Coordinating Meetings: Early and Often

To create synergy among projects, the interval between funding announcements and the first field deployments is a critical window of opportunity. This is the time when people are thinking about their projects and what they will actually do, when there is still flexibility to make modest adjustments to coordinate among investigators. This is also the opportunity to build team spirit and to get people feeling that they aren't just the PI on a single project but a player on a larger team with a larger overall goal. Having built that sense, regular all-PI's meetings maintain and develop it. Individual groups can come together to see the whole and to develop synergy, plan joint work, and start conceiving of synthesis projects and papers.

Staff Support

Planning coordination meetings and supporting initiatives requires staff support—support that no individual group is likely to have budgeted in their initial proposal. The higher the quality of the overall program support, the more successful ultimate synthesis and integration are likely to be. That support needs to come from people who have insight into the scientific issues, but also into the organizational issues involved in managing complex programs. In addition, having a postdoc or scientist whose job it is to support integration and is a co-author on papers can also provide energy in ensuring that data sets are made compatible, that they are made available, and that they are used.

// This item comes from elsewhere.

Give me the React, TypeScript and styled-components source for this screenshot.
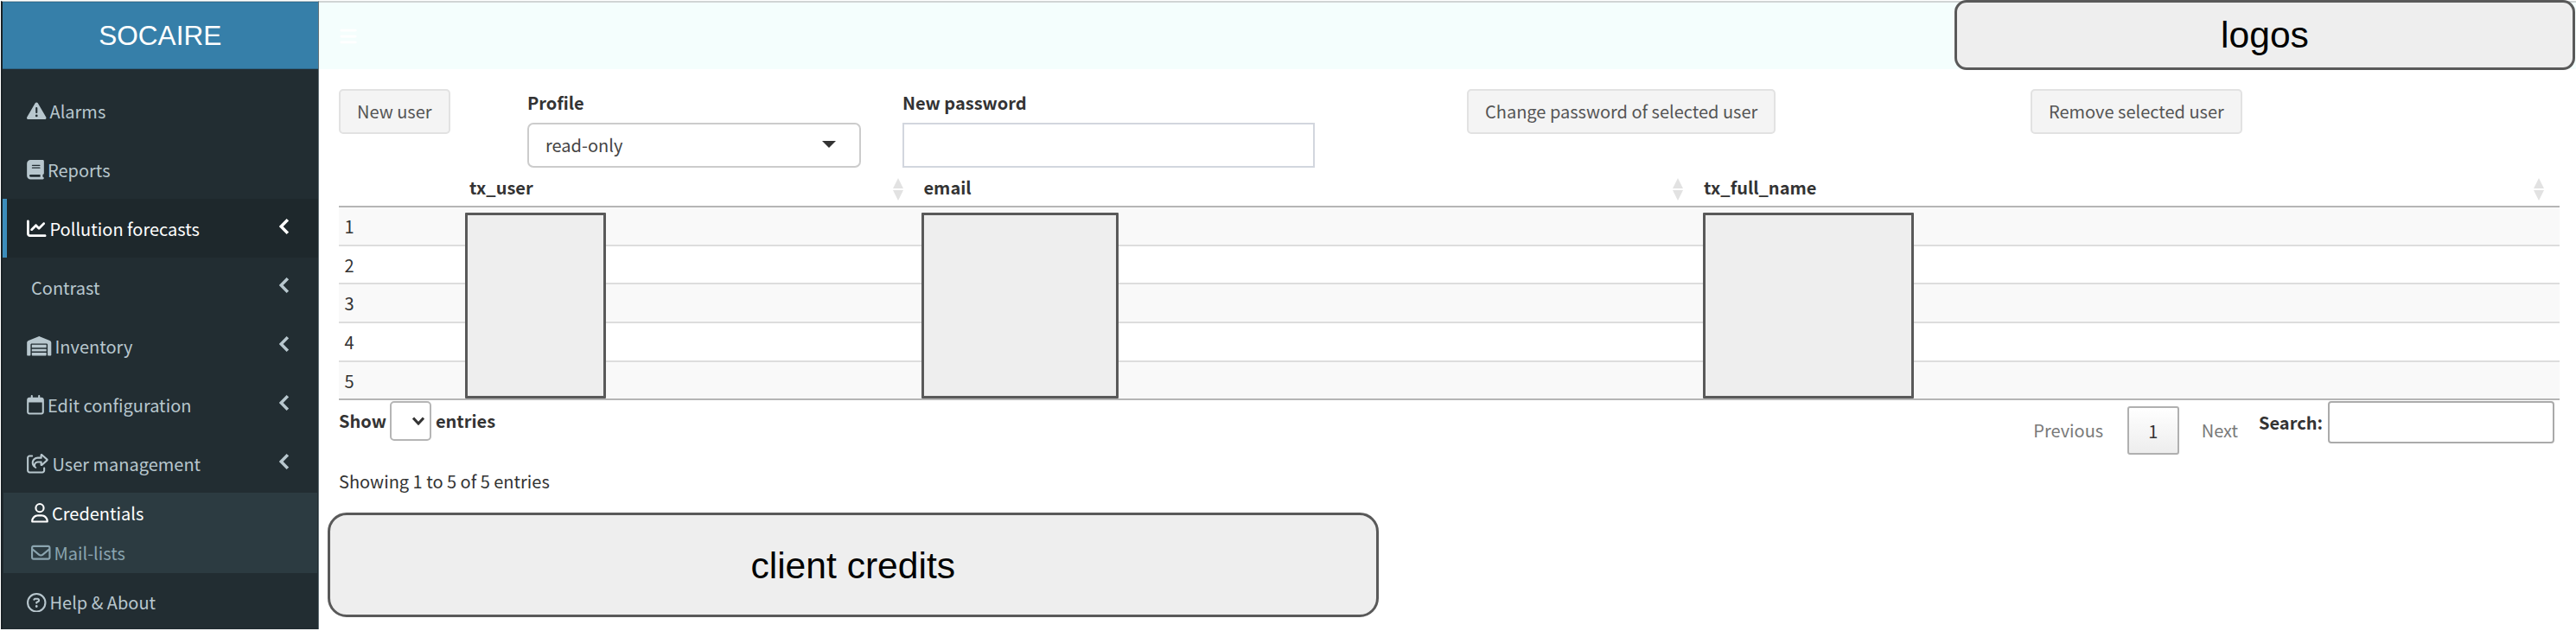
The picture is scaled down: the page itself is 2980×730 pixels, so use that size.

Overall, we believe that these goals greatly facilitate producing the integrative science that is necessary to substantively advance our understanding of Arctic System Science and to answer questions that society needs answered about the future state of that system. Two core approaches—effective community involvement in defining objectives and effective team building in carrying out the research—have been at the heart of many of the ARCSS program's greatest successes, and we believe that they transcend specific planning models.